Amanda Warren (born July 17, 1982) is an American actress. She is known for her role as Lucy Warburton on the HBO drama series The Leftovers
and as Betty on the AppleTV+ comedy series Dickinson.

Early life 
Amanda Warren was born on July 17, 1982, in New York City. She studied singing at Professional Performing Arts School in New York.

Career 
In the late 2000s, Warren began appearing in small roles in several American television series and films. In 2010, she appeared in several guest-starring television roles, including Rubicon, Gossip Girl, The Good Wife, and Law & Order.

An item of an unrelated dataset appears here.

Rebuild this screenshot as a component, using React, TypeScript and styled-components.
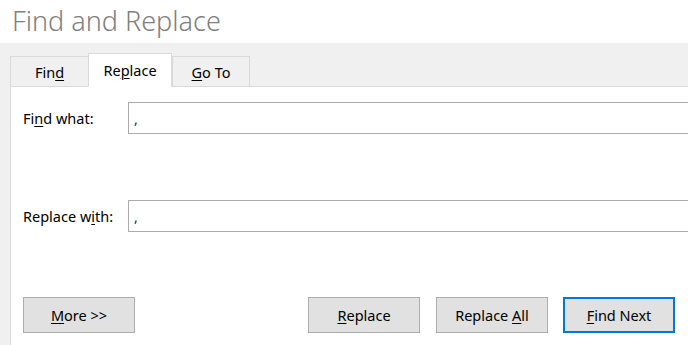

In 2014, Warren portrayed Lucy Warburton on HBO's drama television series The Leftovers. Her film credits include The Adjustment Bureau (2011), Seven Psychopaths (2012), All Is Bright (2013), Deep Powder (2013), Three Billboards Outside Ebbing, Missouri (2017), and Mother! (2017).

Warren signed on for an CBS political drama pilot titled Ways & Means in February 2020. The pilot, written by Mike Murphy and Ed Redlich, depicts a powerful congressional leader who has lost faith in politics, with Warren as the former community organizer and progressive activist Jerlene Brooks. In May 2021, CBS passed on the pilot.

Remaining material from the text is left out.